本レポートの最後に、ソブリンAIを成功させるための戦略的行動が推奨されています。

  1. オープンソースAIインフラへの投資
    ソブリンAIの基盤として、オープンソースAIフレームワーク、モデル、ツールへの貢献や採用を優先し、それらに投資する必要があります。
  2. 教育を通じたソブリンAI人材の育成
    包括的なAI教育プログラムへの投資、既存人材のアップスキリング、オープンソースAI技術とガバナンスに特化した専門トレーニングの創出により、深刻なスキル不足に対処する必要があります。

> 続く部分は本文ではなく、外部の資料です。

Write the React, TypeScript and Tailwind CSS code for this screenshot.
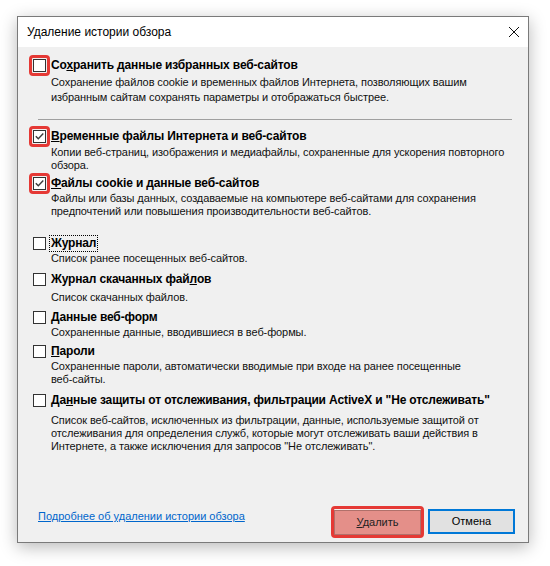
import type { ReactNode } from 'react';

const font = { fontFamily: '"Segoe UI", Tahoma, "Liberation Sans", "Noto Sans", sans-serif' };

function Check({ checked }: { checked: boolean }) {
  return (
    <div className="w-[13px] h-[13px] border border-[#333333] bg-white flex items-center justify-center shrink-0">
      {checked && (
        <svg width="11" height="11" viewBox="0 0 11 11">
          <path d="M1.8 5.2 L4.3 7.8 L9.3 2.6" fill="none" stroke="#3c3c3c" strokeWidth="1.4" />
        </svg>
      )}
    </div>
  );
}

function Box({ checked, marked }: { checked: boolean; marked?: boolean }) {
  return (
    <div className="relative w-[13px] h-[13px] shrink-0">
      {marked && (
        <div className="absolute -left-[4px] -top-[4px] w-[21px] h-[21px] rounded-[4px] border-[3px] border-[#e53935]" />
      )}
      <Check checked={checked} />
    </div>
  );
}

function Item({
  label,
  lines,
  checked = false,
  marked = false,
  focused = false,
  mt,
  descMt = '',
  leading = 'leading-[13px]',
}: {
  label: ReactNode;
  lines: string[];
  checked?: boolean;
  marked?: boolean;
  focused?: boolean;
  mt: string;
  descMt?: string;
  leading?: string;
}) {
  return (
    <div className={mt}>
      <div className="flex items-center h-[17px] gap-[4px]">
        <Box checked={checked} marked={marked} />
        <span
          className={`text-[12px] font-bold text-black leading-[15px] px-[1px] whitespace-nowrap tracking-[-0.15px] ${
            focused ? 'outline outline-1 outline-dotted outline-black' : ''
          }`}
        >
          {label}
        </span>
      </div>
      <div className={`pl-[18px] text-[11px] tracking-[-0.1px] text-[#111] whitespace-nowrap ${leading} ${descMt}`}>
        {lines.map((l) => (
          <div key={l}>{l}</div>
        ))}
      </div>
    </div>
  );
}

export default function App() {
  return (
    <div className="w-[550px] h-[566px] bg-white pt-[16px] pl-[17px]" style={font}>
      <div className="w-[512px] h-[527px] border border-[#7a7a7a] shadow-[0_4px_16px_rgba(0,0,0,0.28)] flex flex-col">
        {/* Title bar */}
        <div className="h-[30px] bg-white flex items-center justify-between pl-[9px] pr-[8px] shrink-0">
          <span className="text-[12px] text-black">Удаление истории обзора</span>
          <svg width="12" height="12" viewBox="0 0 12 12">
            <path d="M1 1 L11 11 M11 1 L1 11" stroke="#111" strokeWidth="1" />
          </svg>
        </div>

        {/* Content */}
        <div className="flex-1 bg-[#f0f0f0] flex flex-col pl-[15px] pr-[13px]">
          <Item
            mt="mt-[10px]"
            marked
            descMt="mt-[1px]"
            leading="leading-[15px]"
            label={
              <>
                Со<u>х</u>ранить данные избранных веб-сайтов
              </>
            }
            lines={[
              'Сохранение файлов cookie и временных файлов Интернета, позволяющих вашим',
              'избранным сайтам сохранять параметры и отображаться быстрее.',
            ]}
          />

          <div className="mt-[14px] ml-[5px] mr-[3px] h-px bg-[#a0a0a0]" />

          <Item
            mt="mt-[8px]"
            checked
            marked
            descMt="mt-[1px]"
            label={
              <>
                <u>В</u>ременные файлы Интернета и веб-сайтов
              </>
            }
            lines={[
              'Копии веб-страниц, изображения и медиафайлы, сохраненные для ускорения повторного',
              'обзора.',
            ]}
          />

          <Item
            mt="mt-[3px]"
            checked
            marked
            label={
              <>
                <u>Ф</u>айлы cookie и данные веб-сайтов
              </>
            }
            lines={[
              'Файлы или базы данных, создаваемые на компьютере веб-сайтами для сохранения',
              'предпочтений или повышения производительности веб-сайтов.',
            ]}
          />

          <Item mt="mt-[17px]" focused label="Журнал" lines={['Список ранее посещенных веб-сайтов.']} />

          <Item
            mt="mt-[6px]"
            descMt="mt-[3px]"
            label={
              <>
                Журнал скачанных фай<u>л</u>ов
              </>
            }
            lines={['Список скачанных файлов.']}
          />

          <Item
            mt="mt-[5px]"
            label={
              <>
                <u>Д</u>анные веб-форм
              </>
            }
            lines={['Сохраненные данные, вводившиеся в веб-формы.']}
          />

          <Item
            mt="mt-[4px]"
            label={
              <>
                <u>П</u>ароли
              </>
            }
            lines={[
              'Сохраненные пароли, автоматически вводимые при входе на ранее посещенные',
              'веб-сайты.',
            ]}
          />

          <Item
            mt="mt-[6px]"
            descMt="mt-[5px]"
            label={
              <>
                Да<u>н</u>ные защиты от отслеживания, фильтрации ActiveX и "Не отслеживать"
              </>
            }
            lines={[
              'Список веб-сайтов, исключенных из фильтрации, данные, используемые защитой от',
              'отслеживания для определения служб, которые могут отслеживать ваши действия в',
              'Интернете, а также исключения для запросов "Не отслеживать".',
            ]}
          />

          {/* Footer */}
          <div className="mt-[55px] flex items-start justify-between pl-[5px]">
            <a className="mt-[1px] text-[11px] text-[#0066cc] underline leading-[15px] whitespace-nowrap">
              Подробнее об удалении истории обзора
            </a>
            <div className="flex gap-[7px] mt-[1px]">
              <div className="relative">
                <div className="absolute -left-[3px] -top-[3px] -right-[3px] -bottom-[3px] rounded-[4px] border-[3px] border-[#e53935]" />
                <button className="w-[87px] h-[25px] bg-[#e48f89] border border-[#b0706a] text-[11px] text-[#222]">
                  <u>У</u>далить
                </button>
              </div>
              <button className="w-[87px] h-[25px] bg-[#e1e1e1] border-2 border-[#0078d7] text-[11px] text-black">
                Отмена
              </button>
            </div>
          </div>
        </div>
      </div>
    </div>
  );
}
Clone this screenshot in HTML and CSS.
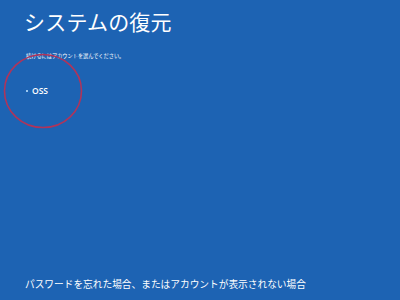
FILE: index.html
```html
<!DOCTYPE html>
<html lang="ja">
<head>
<meta charset="utf-8">
<link rel="stylesheet" href="styles.css">
</head>
<body>
<div class="screen">
  <h1 class="title">システムの復元</h1>
  <p class="subtitle">続けるにはアカウントを選んでください。</p>
  <ul class="accounts">
    <li class="account"><span class="dot"></span><span class="name">OSS</span></li>
  </ul>
  <div class="spacer"></div>
  <p class="help">パスワードを忘れた場合、またはアカウントが表示されない場合</p>
  <svg class="circle" width="90" height="84" viewBox="0 0 90 84">
    <ellipse cx="44" cy="38" rx="38.5" ry="36.5" fill="none" stroke="#b0345a" stroke-width="1.6"/>
  </svg>
</div>
</body>
</html>
```
FILE: styles.css
```css
html, body {
  margin: 0;
  padding: 0;
}
body {
  background: #1d63b3;
  font-family: "Noto Sans CJK JP", "Noto Sans", sans-serif;
  color: #ffffff;
}
.screen {
  position: relative;
  width: 400px;
  height: 300px;
  box-sizing: border-box;
  padding: 6px 0 7px 24px;
  display: flex;
  flex-direction: column;
  overflow: hidden;
}
.title {
  margin: 0;
  font-size: 21px;
  font-weight: 400;
  line-height: 30px;
  letter-spacing: 0.2px;
}
.subtitle {
  margin: 16px 0 0 2px;
  font-size: 5.2px;
  line-height: 8px;
}
.accounts {
  list-style: none;
  margin: 25px 0 0 0;
  padding: 0;
}
.account {
  display: flex;
  align-items: center;
  gap: 4px;
  height: 12px;
}
.dot {
  width: 2px;
  height: 2px;
  background: #9cc8f0;
  margin-left: 2px;
}
.name {
  font-family: "Open Sans", "Noto Sans", sans-serif;
  font-size: 8.5px;
  font-weight: 600;
  line-height: 12px;
}
.spacer {
  flex: 1;
}
.help {
  margin: 0 0 2px 1px;
  font-size: 9.7px;
  line-height: 14px;
}
.circle {
  position: absolute;
  left: -1px;
  top: 53px;
}
```
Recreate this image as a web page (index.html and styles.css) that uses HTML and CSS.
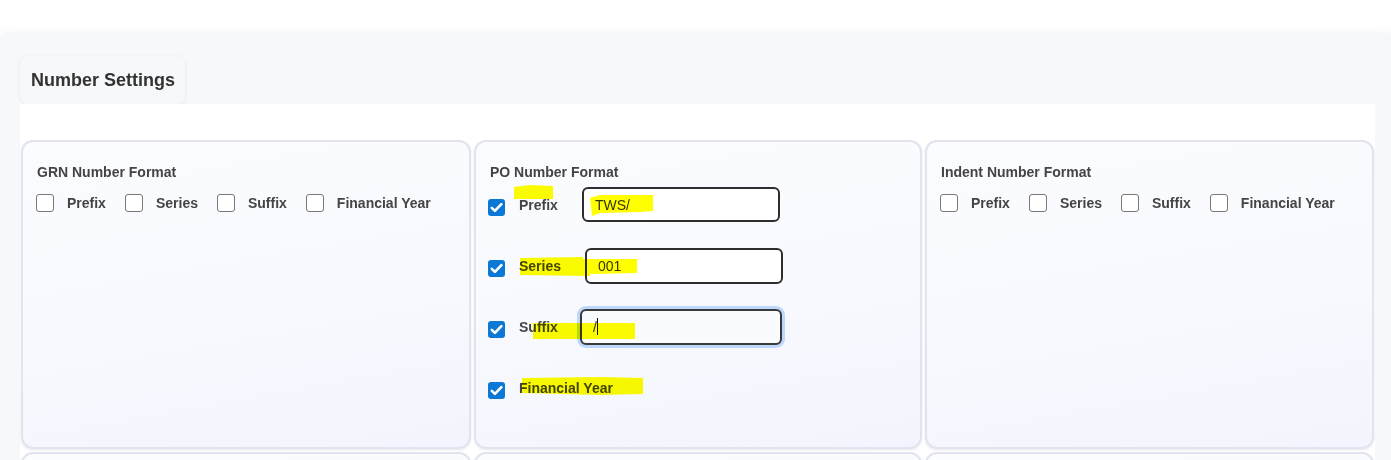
FILE: index.html
```html
<!DOCTYPE html>
<html lang="en">
<head>
<meta charset="utf-8">
<title>Number Settings</title>
<link rel="stylesheet" href="styles.css">
</head>
<body>
<div class="page">
  <div class="panel">
    <div class="tab">Number Settings</div>
    <div class="content">
      <div class="grid">
        <section class="card">
          <h3 class="card-title">GRN Number Format</h3>
          <div class="inline-opts">
            <label class="opt"><span class="box"></span><span class="lbl">Prefix</span></label>
            <label class="opt"><span class="box"></span><span class="lbl">Series</span></label>
            <label class="opt"><span class="box"></span><span class="lbl">Suffix</span></label>
            <label class="opt"><span class="box"></span><span class="lbl">Financial Year</span></label>
          </div>
        </section>
        <section class="card">
          <h3 class="card-title">PO Number Format</h3>
          <div class="stack">
            <div class="row">
              <span class="box checked"><svg viewBox="0 0 16 16" width="15" height="15"><path d="M3 8.4 L6.3 11.6 L13.2 4.4" fill="none" stroke="#fff" stroke-width="2.8" stroke-linecap="round" stroke-linejoin="round"/></svg></span>
              <span class="lbl">Prefix</span>
              <div class="field">TWS/</div>
            </div>
            <div class="row">
              <span class="box checked"><svg viewBox="0 0 16 16" width="15" height="15"><path d="M3 8.4 L6.3 11.6 L13.2 4.4" fill="none" stroke="#fff" stroke-width="2.8" stroke-linecap="round" stroke-linejoin="round"/></svg></span>
              <span class="lbl">Series</span>
              <div class="field tall">001</div>
            </div>
            <div class="row">
              <span class="box checked"><svg viewBox="0 0 16 16" width="15" height="15"><path d="M3 8.4 L6.3 11.6 L13.2 4.4" fill="none" stroke="#fff" stroke-width="2.8" stroke-linecap="round" stroke-linejoin="round"/></svg></span>
              <span class="lbl">Suffix</span>
              <div class="field focused">/<span class="caret"></span></div>
            </div>
            <div class="row">
              <span class="box checked"><svg viewBox="0 0 16 16" width="15" height="15"><path d="M3 8.4 L6.3 11.6 L13.2 4.4" fill="none" stroke="#fff" stroke-width="2.8" stroke-linecap="round" stroke-linejoin="round"/></svg></span>
              <span class="lbl">Financial Year</span>
            </div>
          </div>
        </section>
        <section class="card">
          <h3 class="card-title">Indent Number Format</h3>
          <div class="inline-opts">
            <label class="opt"><span class="box"></span><span class="lbl">Prefix</span></label>
            <label class="opt"><span class="box"></span><span class="lbl">Series</span></label>
            <label class="opt"><span class="box"></span><span class="lbl">Suffix</span></label>
            <label class="opt"><span class="box"></span><span class="lbl">Financial Year</span></label>
          </div>
        </section>
        <section class="card"></section>
        <section class="card"></section>
        <section class="card"></section>
      </div>
    </div>
  </div>
  <svg class="marks" width="1391" height="460" viewBox="0 0 1391 460">
    <polygon points="514,187 530,185 553,186 553,199 514,199" />
    <polygon points="590,198 600,195 653,195 653,211 640,212 600,213 592,216" />
    <polygon points="520,258 583,257 583,259 637,259 637,273 590,274 590,276 520,275" />
    <polygon points="533,323 635,323 635,339 533,339" />
    <polygon points="522,378 600,377 643,378 643,394 600,395 522,393" />
  </svg>
</div>
</body>
</html>
```

FILE: styles.css
```css
* { box-sizing: border-box; }

html, body {
  margin: 0;
  padding: 0;
  background: #ffffff;
}

body {
  font-family: "Liberation Sans", Arial, sans-serif;
  color: #444;
}

.page {
  position: relative;
  width: 1391px;
  height: 460px;
  overflow: hidden;
  padding-top: 33px;
}

.panel {
  background: #f7f8fa;
  border-top-left-radius: 8px;
  box-shadow: 0 -3px 8px rgba(0, 0, 0, 0.03);
  padding: 23px 16px 0 20px;
  min-height: 427px;
}

.tab {
  width: 165px;
  height: 48px;
  display: flex;
  align-items: center;
  padding-left: 11px;
  font-size: 18px;
  font-weight: bold;
  color: #333;
  background: #f7f8fa;
  border-radius: 8px;
  box-shadow: 0 1px 4px rgba(0, 0, 0, 0.07);
}

.content {
  background: #ffffff;
  padding: 36px 1px 0 1px;
}

.grid {
  display: grid;
  grid-template-columns: 450px 448px 449px;
  grid-auto-rows: 309px;
  column-gap: 3px;
  row-gap: 3px;
}

.card {
  border: 2px solid #e2e3ef;
  border-radius: 12px;
  background: linear-gradient(170deg, #fbfcff 0%, #f7f9fe 55%, #f2f5fd 100%);
  box-shadow: 0 1px 2px rgba(160, 165, 200, 0.25);
  padding: 22px 14px 0 14px;
}

.card-title {
  margin: 0;
  font-size: 14px;
  line-height: 16px;
  font-weight: bold;
  color: #444;
}

.inline-opts {
  display: flex;
  align-items: center;
  margin-top: 14px;
  margin-left: -1px;
}

.opt {
  display: flex;
  align-items: center;
  margin-right: 19px;
}

.box {
  flex: none;
  width: 18px;
  height: 18px;
  border: 1.5px solid #787878;
  border-radius: 3px;
  background: #ffffff;
  display: flex;
  align-items: center;
  justify-content: center;
}

.box.checked {
  width: 17px;
  height: 17px;
  border: none;
  background: #0b78d6;
}

.lbl {
  margin-left: 13px;
  font-size: 14px;
  font-weight: bold;
  color: #444;
  line-height: 18px;
}

.stack {
  display: flex;
  flex-direction: column;
  gap: 26px;
  margin-top: 7px;
  margin-left: -2px;
}

.row {
  display: flex;
  align-items: center;
  height: 35px;
}

.row .box {
  margin-top: 5px;
}

.row .lbl {
  margin-left: 14px;
}

.field {
  margin-left: 24px;
  width: 198px;
  height: 35px;
  border: 2px solid #2e2e2e;
  border-radius: 6px;
  background: #ffffff;
  padding-left: 11px;
  display: flex;
  align-items: center;
  font-size: 14px;
  color: #333;
}

.field.tall {
  height: 36px;
}

.field.focused {
  margin-left: 22px;
  width: 202px;
  height: 36px;
  box-shadow: 0 0 0 3px #bdd8fb;
  border-color: #3a3a3a;
  background: #fafbff;
}

.caret {
  display: inline-block;
  width: 1px;
  height: 17px;
  background: #111;
}

.marks {
  position: absolute;
  top: 0;
  left: 0;
  pointer-events: none;
  mix-blend-mode: multiply;
}

.marks polygon {
  fill: #ffff00;
}
```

  3. コミュニティ主導のガバナンスフレームワークの確立
    トップダウン型の制度的統制のみに依存するのではなく、主権を維持しつつ共同開発を可能にするオープンソース財団やコミュニティ主導のガバナンスモデルを支援すべきです。
  4. 共有基準とプロトコルの創出
    業界で協力し、新たな依存関係を生じさせることなくソブリンAIシステムが相互運用できるオープンな技術基準を開発する必要があります。
  5. データ品質と可用性の課題への対応
    本レポートで指摘されているデータ品質の問題を克服するため、オープンデータイニチアチブ、データ共有コンソーシアム、コミュニティ主導のアノテーションを通じた高品質で多様なデータセット作成に向けたコラボレーションがコミュニティに求められています。
  6. 戦略的な国際協力の促進
    政府は正当な安全保障リスクに対処しつつ、グローバルなAI協力ができるように外交・政策枠組みを確立すべきで、適切な安全対策を行いつつ、全ての参加者に利益をもたらす民間研究、学術連携、共有インフラ構想にフォーカスすべきでしょう。

このように、ソブリンAI(外部依存を最小限に抑えたAI開発)の重要性が理解され、すでに開発が進められていますが、今後もこのような傾向は進んで行くでしょう。ぜひ皆さんも本レポートの全文を読み、ソブリンAIの重要性を理解していただければと思います。